My mule. You see, he got all riled up when you went and fired those shots at his feet.
Hey, are you makin;...
...some kinda joke?
JOE: Mm-mm. No. y'see, I understand you were playing around.
But the mule,
...he just doesn't get it.
JOE: 'course, if you were all to apologize...
I don't think it's nice, you laughin'.
Y'see, my mule don't like people laughin'. Gets the crazy idea you're laughin' at him.
Now, if you apologize, like I know you're going to,
...that you really didn't mean it.
SHERIFF JOHN BAXTER: I saw the whole thing. You killed all four of them.
You will pay, all right. You will be strung up.
Who are you?
Don't fire a shot.
I'm John Baxter - Sheriff.
Yeah. Well, if you're the sheriff, you better get these men underground.
My mistake.
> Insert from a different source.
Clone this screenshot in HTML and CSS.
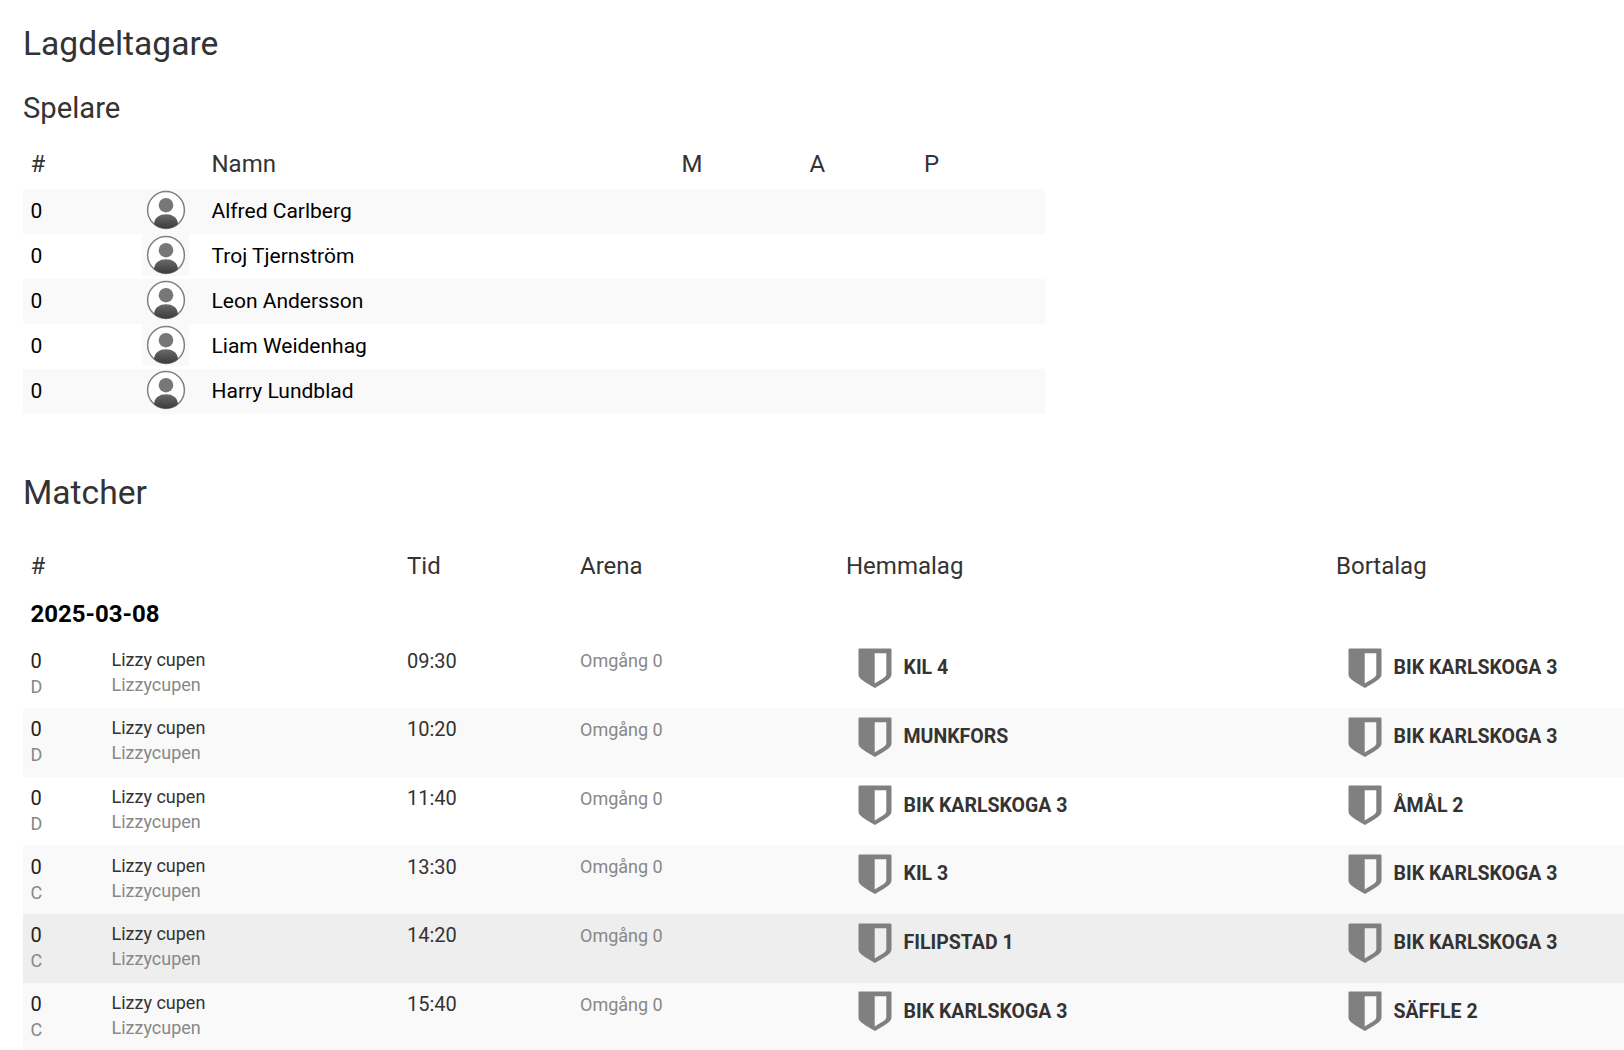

Four coffins.
A Fistful of Dollars
Words by Victor Andres Catena, Adriano Balzoni, Sergio Leone, Fernado Di Leo, Duccio Tessari, Jaime Comas Gil, Tonino Valerii (after Akira Kurosawa and Ryuzo Kikushima).
Pictures by Massimo Dallamo and Sergio Leone.
A Fistful of Dollars is available on DVD and Blu-Ray from M-G-M Home Video.
* Yojimbo, it turns out, wasn't wholly original, either, as Kurosawa took the basic plot from American Dashiell Hammett's novel "Red Harvest" (that novel's protagonist "The Continental Op" is also a "man with no name") and transposed it to feudal Japan. The American release of Leone's film was pushed back to 1967, after Kurosawa successfully sued, winning 15% of Fistful's gross. According to IMDB, Kurosawa made more money from the remake than he did on his original film.
** Well, that's what he said, anyway. He then broke his promise by starring in a colleague's directorial debut Trouble with the Curve, in return for past services rendered.